Bluebird's zeal but lack of experience causes trouble for Spider-Man during fights with Scarlet Beetle and Electro. Her "ether egg" weapons detonate prematurely or have little effect, once even allowing the villain to escape. Considering Bluebird more trouble than she is worth, Spider-Man allows Black Knight's men to hurt her to dissuade her from interfering in his fights again, although he later feels remorse for his actions.

Bruised but undaunted, Sally and Jason head to an area where Spider-Man is fighting the Black Knight, with Sally's camera. Sally begs Jason to speed in his car, and the two run a red light. Their car strikes an oncoming bus, with Jason sustaining mild head trauma and Sally being killed.

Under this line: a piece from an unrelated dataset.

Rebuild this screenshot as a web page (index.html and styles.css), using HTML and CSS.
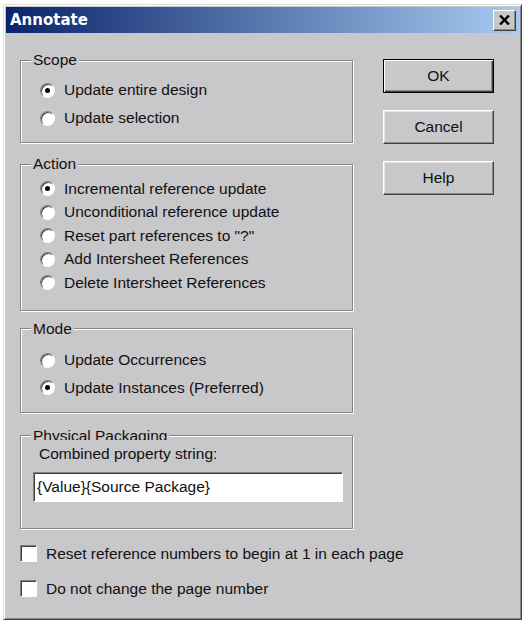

In Dead No More: The Clone Conspiracy, Sally Avril is resurrected by Ben Reilly posing as Jackal.

==Powers and abilities==
Bluebird has no superpowers. However, she uses a retractable rope line, insulated boots for protection against electricity, blue paint pellets, and ether-filled "eggs." Additionally, Bluebird is a skilled gymnast.

== Reception ==
In 2022, Comic Book Resources (CBR) ranked Sally Avril 2nd in their "10 Best Comic Book Characters Grey DeLisle Has Played" list.

==In other media==
===Television===
Sally Avril appears in The Spectacular Spider-Man, voiced by Grey DeLisle. This version is a cheerleader at Midtown High School, Randy Robertson's girlfriend, and a member of the school's popular clique who displays "mean girl" traits. As a result, she is unkind to her peers and bears particular animosity towards Peter Parker, though she gradually softens up to him during the second season.

===Film===
- Sally Avril makes a cameo appearance in The Amazing Spider-Man (2012), portrayed by Kelsey Chow. While she goes unnamed, she is identified in the film's novelization and by Chow herself.
- A character named Sally makes minor appearances in the Marvel Cinematic Universe films Spider-Man: Homecoming (2017), Avengers: Infinity War (2018), and the extended edition of Spider-Man: No Way Home (2021), portrayed by Isabella Amara. This version is a member of the Midtown School of Science and Technology's academic decathlon team.